Teens warned pot smoking could lead to schizophrenia

(From The Province: August 28, 2006)


Cannabis use can trigger schizophrenia in people already vulnerable to the illness - and this fact should shape marijuana policy, argue two psychiatric epidemiologists. The problem is that the vulnerable population - mostly teenagers - generally aren't eager to absorb the message.

Australian epidemiologists Louisa Degenhardt and Wayne Hall concluded that using marijuana can precipitate schizophrenia in users who have a personal or family history of schizophrenia.

One 15-year study of 50,000 young people in Sweden, for example, found that those who had tried marijuana by the time they were 18 were 2.4 times more likely to receive a diagnosis of schizophrenia.

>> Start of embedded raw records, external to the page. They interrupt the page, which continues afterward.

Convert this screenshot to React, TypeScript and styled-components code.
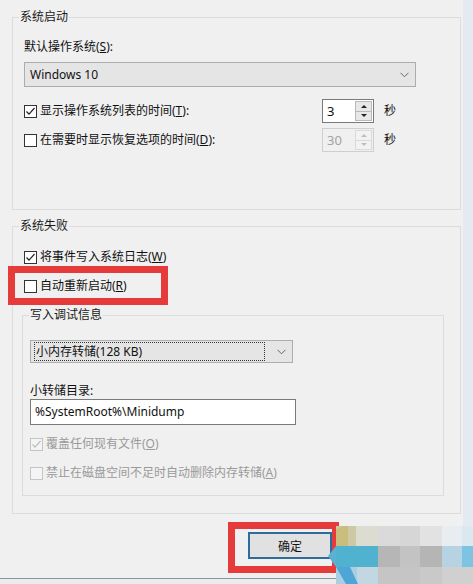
import React from "react";
import styled, { createGlobalStyle } from "styled-components";

const GlobalStyle = createGlobalStyle`
  html, body {
    margin: 0;
    padding: 0;
    background: #f0f0f0;
  }
  body {
    font-family: "Noto Sans", "Noto Sans CJK SC", sans-serif;
    font-size: 12px;
    color: #000;
  }
`;

const Screen = styled.div`
  position: relative;
  width: 473px;
  height: 584px;
  overflow: hidden;
  display: flex;
  flex-direction: column;
  background: #f0f0f0;
`;

const Window = styled.div`
  display: flex;
  height: 578px;
`;

const Dialog = styled.div`
  width: 463px;
  padding-left: 12px;
  box-sizing: border-box;
`;

const FrameEdge = styled.div`
  flex: 1;
  background: #e3eaf2;
`;

const BottomEdge = styled.div`
  height: 1px;
  background: #8195ab;
`;

const BottomShade = styled.div`
  flex: 1;
  background: #ececec;
`;

const Group = styled.fieldset<{ $w: number; $top: number }>`
  margin: ${(p) => p.$top}px 0 0 0;
  padding: 0;
  width: ${(p) => p.$w}px;
  box-sizing: border-box;
  min-width: 0;
  border: 1px solid #dcdcdc;
`;

const Legend = styled.legend`
  margin-left: 6px;
  padding: 0 1px;
  line-height: 16px;
  color: #1a1a1a;
`;

const GroupBody = styled.div<{ $pad: string }>`
  display: flex;
  flex-direction: column;
  align-items: flex-start;
  padding: ${(p) => p.$pad};
`;

const Label = styled.div<{ $mt?: number }>`
  line-height: 16px;
  margin-top: ${(p) => p.$mt ?? 0}px;
  color: #111;
`;

const Combo = styled.div<{ $w: number; $h: number; $mt: number }>`
  display: flex;
  align-items: center;
  justify-content: space-between;
  width: ${(p) => p.$w}px;
  height: ${(p) => p.$h}px;
  margin-top: ${(p) => p.$mt}px;
  box-sizing: border-box;
  border: 1px solid #adadad;
  background: #e5e5e5;
  padding: 0 6px 0 3px;
  color: #111;
`;

const ComboText = styled.span<{ $focus?: boolean }>`
  flex: 1;
  line-height: 17px;
  padding-left: 1px;
  margin-right: 12px;
  border: 1px dotted ${(p) => (p.$focus ? "#333" : "transparent")};
`;

const SpinRow = styled.div<{ $mt: number }>`
  display: grid;
  grid-template-columns: 288px 52px auto;
  column-gap: 10px;
  align-items: center;
  margin-top: ${(p) => p.$mt}px;
`;

const Spin = styled.div<{ $disabled?: boolean }>`
  display: flex;
  height: 24px;
  box-sizing: border-box;
  border: 1px solid ${(p) => (p.$disabled ? "#cfcfcf" : "#7a7a7a")};
  background: ${(p) => (p.$disabled ? "#f0f0f0" : "#fff")};
  color: ${(p) => (p.$disabled ? "#a3a3a3" : "#111")};
`;

const SpinValue = styled.span`
  flex: 1;
  padding: 2px 0 0 4px;
  font-size: 13px;
  line-height: 18px;
`;

const SpinButtons = styled.div<{ $disabled?: boolean }>`
  display: flex;
  flex-direction: column;
  width: 15px;
  margin: 1px 1px 1px 0;
  border: 1px solid ${(p) => (p.$disabled ? "#dadada" : "#b9b9b9")};
  background: ${(p) => (p.$disabled ? "#f2f2f2" : "#e8e8e8")};
`;

const SpinArrow = styled.div<{ $down?: boolean; $disabled?: boolean }>`
  flex: 1;
  display: flex;
  align-items: center;
  justify-content: center;
  border-top: ${(p) => (p.$down ? `1px solid ${p.$disabled ? "#dadada" : "#b9b9b9"}` : "none")};
  &::after {
    content: "";
    border-left: 3px solid transparent;
    border-right: 3px solid transparent;
    ${(p) =>
      p.$down
        ? `border-top: 3px solid ${p.$disabled ? "#bdbdbd" : "#222"};`
        : `border-bottom: 3px solid ${p.$disabled ? "#bdbdbd" : "#222"};`}
  }
`;

const Unit = styled.span`
  line-height: 16px;
  color: #111;
`;

const CheckRow = styled.label<{ $mt?: number; $ml?: number; $disabled?: boolean }>`
  display: flex;
  align-items: center;
  gap: 3px;
  line-height: 16px;
  margin-top: ${(p) => p.$mt ?? 0}px;
  margin-left: ${(p) => p.$ml ?? 0}px;
  color: ${(p) => (p.$disabled ? "#9a9a9a" : "#111")};
`;

const Box = styled.span<{ $disabled?: boolean }>`
  display: inline-flex;
  width: 13px;
  height: 13px;
  box-sizing: border-box;
  border: 1px solid ${(p) => (p.$disabled ? "#c4c4c4" : "#333")};
  background: ${(p) => (p.$disabled ? "#f4f4f4" : "#fff")};
`;

const TextInput = styled.div`
  width: 266px;
  height: 26px;
  box-sizing: border-box;
  border: 1px solid #7a7a7a;
  background: #fff;
  padding: 0 4px;
  line-height: 24px;
  color: #111;
`;

const Footer = styled.div`
  display: flex;
  padding: 18px 0 0 236px;
`;

const Button = styled.div`
  width: 84px;
  height: 27px;
  box-sizing: border-box;
  border: 2px solid #2d6c9c;
  background: #e1e1e1;
  display: flex;
  align-items: center;
  justify-content: center;
  color: #111;
`;

const Highlight = styled.div<{ $x: number; $y: number; $w: number; $h: number }>`
  position: absolute;
  left: ${(p) => p.$x}px;
  top: ${(p) => p.$y}px;
  width: ${(p) => p.$w}px;
  height: ${(p) => p.$h}px;
  box-sizing: border-box;
  border: 7px solid #e63b3b;
  pointer-events: none;
`;

const Mosaic = styled.svg`
  position: absolute;
  left: 328px;
  top: 522px;
`;

const Check = ({ checked, disabled }: { checked?: boolean; disabled?: boolean }) => (
  <Box $disabled={disabled}>
    {checked && (
      <svg width="11" height="11" viewBox="0 0 11 11">
        <polyline
          points="1.5,5.5 4,8.2 9.5,2"
          fill="none"
          stroke={disabled ? "#bdbdbd" : "#222"}
          strokeWidth="1.2"
        />
      </svg>
    )}
  </Box>
);

const Chevron = () => (
  <svg width="9" height="6" viewBox="0 0 9 6">
    <polyline points="0.5,0.8 4.5,4.8 8.5,0.8" fill="none" stroke="#666" strokeWidth="1" />
  </svg>
);

const SpinBox = ({ value, disabled }: { value: string; disabled?: boolean }) => (
  <Spin $disabled={disabled}>
    <SpinValue>{value}</SpinValue>
    <SpinButtons $disabled={disabled}>
      <SpinArrow $disabled={disabled} />
      <SpinArrow $down $disabled={disabled} />
    </SpinButtons>
  </Spin>
);

const mosaicCells: [number, number, number, number, string][] = [
  [8, 4, 20, 20, "#cdc9a4"],
  [28, 4, 22, 20, "#dcdcd0"],
  [50, 4, 22, 20, "#dadada"],
  [72, 4, 20, 20, "#d6d6d6"],
  [92, 4, 22, 20, "#e2e2e2"],
  [114, 4, 20, 20, "#e7edf0"],
  [134, 4, 11, 20, "#dae8ef"],
  [8, 24, 42, 21, "#51b2cf"],
  [50, 24, 22, 21, "#b6b6b6"],
  [72, 24, 20, 21, "#c3c3c3"],
  [92, 24, 22, 21, "#b5b5b5"],
  [114, 24, 20, 21, "#b5d3e3"],
  [134, 24, 11, 21, "#7dc3e2"],
  [8, 45, 21, 17, "#a9cfe3"],
  [29, 45, 21, 17, "#c2d7e2"],
  [50, 45, 42, 17, "#c5c5c5"],
  [92, 45, 22, 17, "#c9c9c9"],
  [114, 45, 31, 17, "#d0d0d0"],
];

export default function App() {
  return (
    <>
      <GlobalStyle />
      <Screen>
        <Window>
          <Dialog>
            <Group $w={449} $top={9}>
              <Legend>系统启动</Legend>
              <GroupBody $pad="14px 0 57px 11px">
                <Label>
                  默认操作系统(<u>S</u>):
                </Label>
                <Combo $w={392} $h={25} $mt={7}>
                  <ComboText>Windows 10</ComboText>
                  <Chevron />
                </Combo>
                <SpinRow $mt={12}>
                  <CheckRow>
                    <Check checked />
                    <span>显示操作系统列表的时间(<u>T</u>):</span>
                  </CheckRow>
                  <SpinBox value="3" />
                  <Unit>秒</Unit>
                </SpinRow>
                <SpinRow $mt={5}>
                  <CheckRow>
                    <Check />
                    <span>在需要时显示恢复选项的时间(<u>D</u>):</span>
                  </CheckRow>
                  <SpinBox value="30" disabled />
                  <Unit>秒</Unit>
                </SpinRow>
              </GroupBody>
            </Group>

            <Group $w={449} $top={8}>
              <Legend>系统失败</Legend>
              <GroupBody $pad="15px 0 17px 9px">
                <CheckRow $ml={2}>
                  <Check checked />
                  <span>将事件写入系统日志(<u>W</u>)</span>
                </CheckRow>
                <CheckRow $ml={2} $mt={13}>
                  <Check />
                  <span>自动重新启动(<u>R</u>)</span>
                </CheckRow>
                <Group $w={422} $top={13}>
                  <Legend>写入调试信息</Legend>
                  <GroupBody $pad="17px 0 14px 7px">
                    <Combo $w={263} $h={23} $mt={0}>
                      <ComboText $focus>小内存转储(128 KB)</ComboText>
                      <Chevron />
                    </Combo>
                    <Label $mt={20}>小转储目录:</Label>
                    <TextInput>%SystemRoot%\Minidump</TextInput>
                    <CheckRow $mt={11} $disabled>
                      <Check checked disabled />
                      <span>覆盖任何现有文件(<u>O</u>)</span>
                    </CheckRow>
                    <CheckRow $mt={13} $disabled>
                      <Check disabled />
                      <span>禁止在磁盘空间不足时自动删除内存转储(<u>A</u>)</span>
                    </CheckRow>
                  </GroupBody>
                </Group>
              </GroupBody>
            </Group>

            <Footer>
              <Button>确定</Button>
            </Footer>
          </Dialog>
          <FrameEdge />
        </Window>
        <BottomEdge />
        <BottomShade />

        <Highlight $x={8} $y={266} $w={160} $h={39} />
        <Highlight $x={228} $y={522} $w={111} $h={51} />

        <Mosaic width="145" height="62" viewBox="0 0 145 62">
          {mosaicCells.map(([x, y, w, h, c], i) => (
            <rect key={i} x={x} y={y} width={w} height={h} fill={c} />
          ))}
          <polygon points="8,8 14,4 20,4 20,24 8,24" fill="#c7b96b" opacity="0.7" />
          <polygon points="0,34 8,24 8,45" fill="#5bb0d4" />
          <polygon points="8,45 22,45 30,62 18,62" fill="#4da6d6" />
        </Mosaic>
      </Screen>
    </>
  );
}
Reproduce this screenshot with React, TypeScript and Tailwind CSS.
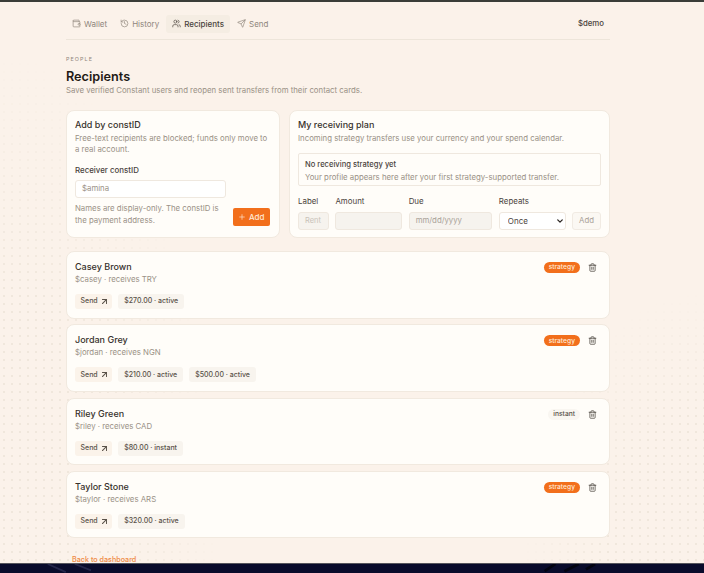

The Swedish researchers concluded that 13 per cent of schizophrenia cases could be averted if all cannabis use was prevented.

Other studies suggested that subjects who used marijuana in their early teens were more likely to be diagnosed with schizophrenia by their mid-20s.

In Australia - where marijuana use is heavy among teens - it's not uncommon for 20 to 30 per cent of new episodes of schizophrenia to be among patients who use marijuana daily or almost daily.

Wende Wood, a psychiatric pharmacist at the Toronto-based Centre for Addiction and Mental Health said people who want to smoke marijuana should wait until they are at least 25 - the human brain had developed fully by that time, and if schizophrenia is present, it has usually already become apparent.